My main reason for engaging you on your blog is because I would hope and pray that you would be willing to present the Catholic faith as it teaches about itself, instead of the caricature of the faith that often comes across from disgruntled Catholics who never understood or practiced their faith. I left the Church at 14 years of age having no idea what Catholics believed and then when I had my born again experience, I was taught by Protestants what Catholicism was about, which turned out to be quite different from what the truth was.
Hope and pray you have a glorious 4th of July weekend,
russ
Thanks, Russ. I enjoyed reading your response. You are a clear thinker and writer. Point taken with regard to the faith alone response. Maybe a clearer way for me to have said it was in terms of penal substitution… that a Refomed evangelical understanding of salvation understands God’s wrath to have been fully propitiated, the sacrifice is finished, and the penalty fully paid so that there is no need for temporal punishment of God’s children. In plain English, the practical outcome of a Catholic position on justification leaves you with ‘salvation on probation’ which opens the door to various forms of injurious religious guilt.
I appreciate your feedback, Russ. Best, Chris
“In plain English, the practical outcome of a Catholic position on justification leaves you with ‘salvation on probation’ which opens the door to various forms of injurious religious guilt”
Thanks for your kind comments on my writing. Chris your statement above is not the case for all Catholics. Would it be more fair to say that “some catholics I have interviewed have expressed a sense of guilt”
I am not sure it is completely fair to assume a guilty Catholic has come to that place in their life because of Catholic theology. Rather, its the poorly taught Catholic who never appropriated the grace available to them in the sacraments. There are 2000 years of godly Catholics whose life and writings would not support your conclusion. From personal experience I can tell you that the sacramental life has given me a freedom that I have heretofore not experienced in my life as an evangelical.
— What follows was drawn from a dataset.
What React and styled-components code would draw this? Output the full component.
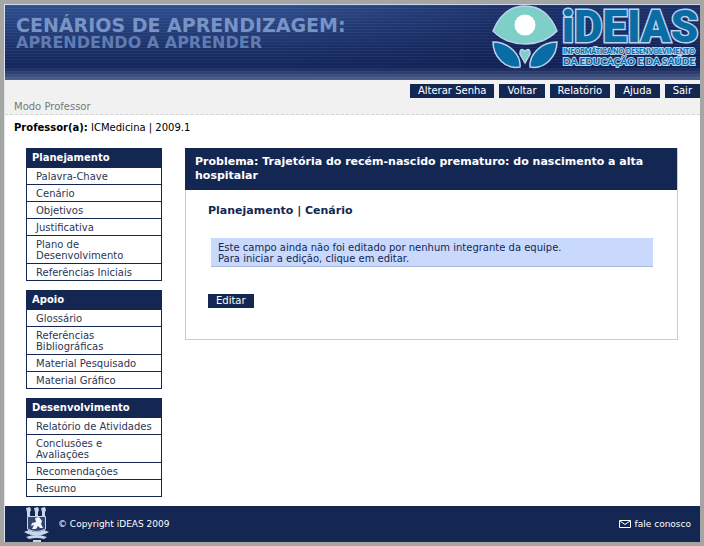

I do believe the issue og guilt is not one that can be tied solely to Catholicism. Any formal theological system can breed guilt when the adherent struggles to follow it or just follows rotely without experiencing the grace in their life. Hal Linsdsey a writer and grad of the Dallas Theo School in the early 80’s wrote a book called The Guilt Trip. He was trying to get evangelical protestants free of their guilt.
My point is that Catholic Theology doesn’t lead to guilt but to true freedom. The misunderstanding and misuse of a theology can lead to guilt or God knows what. But my experience as well as the experiences of others who have “crossed over” does not support the salvation on probation concept. I don’t desire to be purposely argumentative but truly desire to show you a side of Catholicism that perhaaps you or others that were interviwed did not experience. God bless thanks for your time and consideration of these vital issues.
Thanks Russ, I agree that destructive guilt is a human problem more than a Catholic one. My experience is that to the extent that one takes the precepts of the Catholic church seriously, he or she is unduly susceptible to experiencing unhealthy religious guilt. Still, I agree with your point concerning its broader scope.
Thanks Chris for considering my point above. I appreciate your willingness to correspond with me. Your last comment about serious Catholics being more susceptible to experiencing unhealthy religious guilt got me thinking, again. I am the administrator of a group called “Catholics Are Christians!” on facebook which I started as a response to a group sadly called “Catholics are not Christians.”
In less than a few weeks from inaugurating the group we had several hundred members and in one month we had over two thousand members. These folks are what I believe you would call Catholics that take the precepts of the Church seriously.
So borrowing on your research methodology used in “Holy Ground”, I assembled an on-line “focus group” and asked them if they felt more guilty since they converted to Catholicism, or growing up Catholic. I used your quote above as a starting point for the discussion.
The responses I received were quite different than what you would expect based on your thoughts about guilt and serious Catholics. Rather than clog up your combox with comments, I assembled them on my blog (please see the link below) I can give you the identity of each respondent if you would like off-line. God bless you and thank you for reading and posting my thoughts on your blog.
http://crossed-the-tiber.blogspot.com/2011/07/catholic-guilt-from-catholic.html
Well done! I enjoyed reading the comments on your website, Russ, and it has me thinking. As you know, most of the folks whom I interviewed for Holy Ground were former Catholics, some of whom would say of themselves that they were not regenerate as a Catholic (I realize that this isn’t an acceptable assessment of the state of the baptized Catholic from a Catholic point of view); others, however, asserted that they were indeed born again as a Catholic. In the case of the former, they were extremely susceptible to religious guilt. Among the latter group, the concern about guilt also arose, but not as much. When I read the comments of folks who responded to your question, they sound to me like they belong to the second group: men and women who understand the Catholic sacraments in more of an Augustinian sense, that is, with an awareness that salvation is ultimately of grace from beginning to end. In Holy Ground I describe this person as an “Evangelical or Charismatic Catholic.” It’s an imperfect title, one that Catholics and Protestants will critique for different reasons; but it’s the language that sociologists commonly use for a person who values personal relationship with Jesus, the Bible, and an understanding of salvation that has grace at the center. It is, for instance, the terminology that people like Frank Beckwith use of themselves. Quite honestly, I have more in common with these brothers and sister than I do with some Protestants.
Thanks again, Russ.
You are welcome Christ, thanks for reading the comments.
When you present your findings of your studies, perhaps you can recall some of these thoughts by Catholics who live their faith, in particular regarding the guilt issue. It would truly be just and fair that your audiences don’t come away thinking that “as a rule” Catholic theology breeds guilt. It is the application of mis-understood and confused theology without imbibing in the grace available in the sacraments that leads to guilt. I have experienced the opposite as did my mini focus group.
Thanks again for listening,
When you come east for a presentation, let me know, I would like to come out and meet you.
In Christ,
russ rentler
Thanks Russ, I would like that. Please feel free to give me a buzz if you’re passing through the Chicago area. Blessings to the Rentlers!